MOREE’S DHIIYAAN ABORIGINAL CENTRE REFURBISHED AND REOPENED

MOREE’S DHIIYAAN ABORIGINAL CENTRE REFURBISHED AND REOPENED

Northern Tablelands MP Adam Marshall, right, throws open the doors to a newly renovated Dhiiyaan Aboriginal Centre with Moree Plains Shire Councillors George Chui, left, Council Executive Projects Manager John Carleton, Cr Jim Crawford, Mayor Katrina Humphries and Cr Kerry Cassells.

Monday, 20 November 2017

MOREE’S Dhiiyaan Aboriginal Centre, which holds one of the state’s largest collections of Aboriginal family records, has reopened its doors following an almost $750,000 refurbishment, thanks to support from the NSW Government.

Member for Northern Tablelands Adam Marshall joined Mayor Katrina Humphries to officially reopen the centre last Friday night in front of a large crowd of the local Aboriginal community, council representatives and officials.

Mr Marshall said the ‘new’ centre would provide a wonderful community space for Aboriginal and non-Aboriginal people to enjoy and learn about the past. He said the centre has more than 100,000 artefacts and documents in its collection, all now displayed and stored better than ever before.

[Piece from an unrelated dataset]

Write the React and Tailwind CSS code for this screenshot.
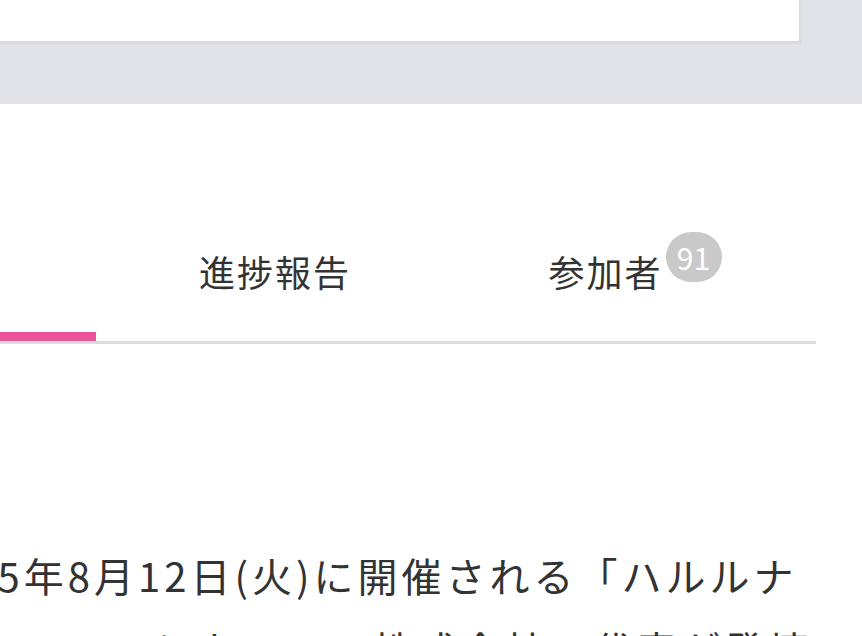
export default function App() {
  const font = { fontFamily: '"Noto Sans CJK JP", "Noto Sans", sans-serif' };
  return (
    <div className="w-[862px] h-[636px] overflow-hidden bg-white text-[#333]" style={font}>
      <div className="h-[104px] bg-[#e1e3e8] flex items-start">
        <div className="w-[801px] h-[44px] bg-white border-r-2 border-b-[3px] border-[#d9dadd]" />
      </div>

      <div className="ml-[-264px] w-[1080px] flex border-b-[3px] border-[#dcdcdc]">
        <div className="w-[360px] h-[237px] flex flex-col justify-end">
          <div className="flex-1 flex items-center justify-center text-[36px] pt-[88px]">募集概要</div>
          <div className="h-[9px] bg-[#e8539a]" />
        </div>
        <div className="w-[358px] h-[237px] flex items-center justify-center text-[36px] pt-[97px] tracking-[2px]">
          進捗報告
        </div>
        <div className="w-[362px] h-[237px] flex items-center justify-center pt-[97px]">
          <span className="text-[36px] tracking-[2px]">参加者</span>
          <span className="ml-[3px] mt-[-28px] h-[50px] min-w-[56px] px-[6px] rounded-full bg-[#c9c9c9] text-white text-[30px] leading-none flex items-center justify-center">
            91
          </span>
        </div>
      </div>

      <p className="ml-[-81px] w-[900px] mt-[194px] text-[40px] leading-[74px] tracking-[4px]">
        2025年8月12日(火)に開催される「ハルルナイト2025」において、株式会社の代表が登壇いたします。
      </p>
    </div>
  );
}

“These renovations have cemented Dhiiyaan’s position as the preeminent Aboriginal cultural centre in NSW and will allow the centre’s huge repository of indigenous heritage to be showcased, stored and accessed easily and safely,” Mr Marshall said.

“I’m delighted the NSW Government has been able to partner with Moree Plains Shire Council to deliver this upgrade, which is a fantastic outcome for Moree and the Kamilaroi and Gamilaraay people.

“The project has seen a total refurbishment of the centre including a multimedia room, new common gathering space, new offices and gallery, new carpets, painting and furniture.

“The existing amenities have also been upgraded to include facilities for those with disabilities, thanks to an access ramp.

“The building has taken on a whole new life, which will greatly assist the Dhiiyaan Aboriginal Centre’s goal of educating Indigenous and non-Indigenous locals about the culture and history of the traditional owners of the land.”

Mr Marshall said the Dhiiyaan Aboriginal Centre was expanding to better serve local schools in Moree.

“There is much to be gained by sharing the vivid and living culture of Australia’s first people with the next generation, and Dhiiyaan is well positioned to pass this knowledge on to schoolchildren across the state.”

Almost $500,000 was provided by the NSW Government for the stage 1 upgrade of the centre with another $208,000 announced recently by Mr Marshall for stage 2, which will get underway early next year.